Actually, it came out that positive and negative were pretty close, but positive actually won out a little bit. The reason positive won in this case is because "love" happened in 4 out of the 6 positive cases whereas "hate" only happened in 3 out of the 6 negative cases.

So "love" actually is kind of our pivot in this case because "love" is more strongly associated with a positive sentiment than "hate" is associated with a negative sentiment. In this case, we've been able to turn this into numerical things. You know, "hate" only appeared in three of our things, whereas "love" appeared in four of them. You know, because we made this numerical instead of just kind of intuitive or qualitative, we can actually make decisions where it's not so obvious what the decision would be.

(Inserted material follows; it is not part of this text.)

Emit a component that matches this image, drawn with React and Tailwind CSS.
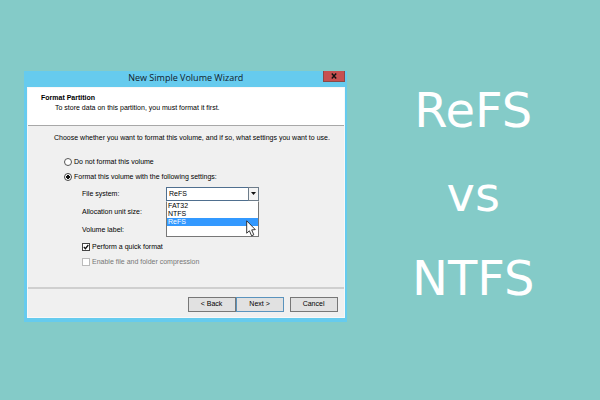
import React from 'react'

const fileSystems = ['FAT32', 'NTFS', 'ReFS']

const buttonClass =
  'h-[15px] w-12 border bg-[#e1e1e1] text-center leading-[12px] text-black'

function Cursor() {
  return (
    <svg viewBox="0 0 10 17" className="absolute top-[19px] left-20 h-[17px] w-[10px]">
      <path
        d="M0.7 0.8 L0.7 13.2 L3.4 10.8 L5.6 15.8 L7.8 14.8 L5.7 9.9 L9.3 9.6 Z"
        fill="#fff"
        stroke="#222"
        strokeWidth="0.9"
      />
    </svg>
  )
}

function FileSystemSelect() {
  return (
    <div className="relative h-[14px] w-[93px]">
      <select
        id="file-system"
        defaultValue="ReFS"
        className="block h-[14px] w-full appearance-none border border-[#4f6f8f] bg-white pl-0.5 leading-[12px]"
      >
        {fileSystems.map((name) => (
          <option key={name}>{name}</option>
        ))}
      </select>
      <span className="pointer-events-none absolute top-0 right-0 flex h-[14px] w-[11px] items-center justify-center border border-[#6d7c8a] bg-[#f4f4f4]">
        <svg viewBox="0 0 5 3" className="h-[3px] w-[5px]">
          <path d="M0 0 H5 L2.5 3 Z" fill="#111" />
        </svg>
      </span>

      <div className="absolute top-[14px] left-0 z-10 w-full">
        <ul className="border-x border-t border-x-[#777] border-t-white bg-white leading-[8px]">
          {fileSystems.map((name) => (
            <li
              key={name}
              className={name === 'ReFS' ? 'bg-[#3399ff] pl-px text-white' : 'pl-px'}
            >
              {name}
            </li>
          ))}
        </ul>
        <Cursor />
      </div>
    </div>
  )
}

function Wizard() {
  return (
    <section className="min-w-0 flex-1 bg-[#66cbee] pr-0.5 pb-1 pl-[3px] font-['Liberation_Sans',Arial,sans-serif] text-[7px] leading-[10px] text-black">
      <header className="relative flex h-4 items-start justify-center">
        <h2 className="font-['Open_Sans',sans-serif] text-[9px] leading-[14px] text-[#10202c]">
          New Simple Volume Wizard
        </h2>
        <button
          aria-label="Close"
          className="absolute top-0 right-0 flex h-[11px] w-[22px] items-center justify-center border border-t-0 border-[#8a4a48] bg-[#c75050]"
        >
          <svg viewBox="0 0 6 6" className="h-[6px] w-[6px]">
            <path d="M0.8 0.5 L5.2 5.5 M5.2 0.5 L0.8 5.5" stroke="#111" strokeWidth="1.4" />
          </svg>
        </button>
      </header>

      <div className="border border-[#f8f8f8] bg-[#f0f0f0]">
        <div className="h-[38px] border-b border-[#a8a8a8] bg-white pt-[5px] pl-[13px]">
          <h3 className="font-bold">Format Partition</h3>
          <p className="pl-[14px]">To store data on this partition, you must format it first.</p>
        </div>

        <form className="h-[161px] pt-[7px] pl-[26px]">
          <p>Choose whether you want to format this volume, and if so, what settings you want to use.</p>

          <div className="mt-[14px] flex flex-col gap-[5px] pl-[10px]">
            <label className="flex items-center gap-0.5">
              <input
                type="radio"
                name="format"
                className="size-2 appearance-none rounded-full border border-[#555] bg-white"
              />
              Do not format this volume
            </label>
            <label className="flex items-center gap-0.5">
              <input
                type="radio"
                name="format"
                defaultChecked
                className="size-2 appearance-none rounded-full border border-[#444] bg-white bg-[radial-gradient(circle,#111_2px,transparent_2px)]"
              />
              Format this volume with the following settings:
            </label>
          </div>

          <div className="mt-[5px] grid grid-cols-[84px_93px] items-center gap-y-1 pl-7">
            <label htmlFor="file-system">File system:</label>
            <FileSystemSelect />
            <label htmlFor="unit-size">Allocation unit size:</label>
            <select
              id="unit-size"
              className="h-[14px] w-full appearance-none border border-[#777] bg-white"
            />
            <label htmlFor="volume-label">Volume label:</label>
            <input id="volume-label" className="h-[14px] w-full border border-[#777] bg-white pl-0.5" />
          </div>

          <div className="mt-[5px] flex flex-col gap-[5px] pl-7">
            <label className="flex items-center gap-0.5">
              <span className="relative flex size-2">
                <input
                  type="checkbox"
                  defaultChecked
                  className="size-2 appearance-none border border-[#444] bg-white"
                />
                <svg viewBox="0 0 8 8" className="pointer-events-none absolute inset-0 size-2">
                  <path d="M1.8 3.8 L3.4 5.7 L6.3 2" fill="none" stroke="#111" strokeWidth="1.3" />
                </svg>
              </span>
              Perform a quick format
            </label>
            <label className="flex items-center gap-0.5 text-[#777]">
              <input
                type="checkbox"
                disabled
                className="size-2 appearance-none border border-[#bbb] bg-white"
              />
              Enable file and folder compression
            </label>
          </div>
        </form>

        <footer className="flex h-[30px] justify-end border-t-2 border-[#cfcfcf] pt-2 pr-1.5">
          <button className={`${buttonClass} border-[#777]`}>&lt; Back</button>
          <button className={`${buttonClass} border-[#5a93bd]`}>Next &gt;</button>
          <button className={`${buttonClass} ml-1.5 border-[#777]`}>Cancel</button>
        </footer>
      </div>
    </section>
  )
}

export default function App() {
  return (
    <main className="flex min-h-screen w-full items-center bg-[#84cbc8] pb-2 pl-6">
      <Wizard />
      <h1 className="flex w-[44%] flex-col pb-1 text-center font-['DejaVu_Sans',Verdana,sans-serif] text-5xl leading-[84px] text-white">
        <span>ReFS</span>
        <span>vs</span>
        <span>NTFS</span>
      </h1>
    </main>
  )
}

Eventually, you know, I'm not sure if we would even agree with this. You know, is this really slightly more positive than negative? You know, is "love" generally... because I didn't... you know, 12 sentences isn't enough to get a good sense. But if we have a lot of sentences and it turned out "love" really did happen more often in a positive sentence than "hate" happened in a negative sentence, we might draw a similar conclusion.

This sentence might feel a little more positive to a person reading it than it would feel negative. So that's just something to think about—maybe more of a philosophical question: how do we deal with ties like this? This is the answer in the case of the Bayesian classifier.

Anyway, I hope you learned something. Thanks for watching and goodbye!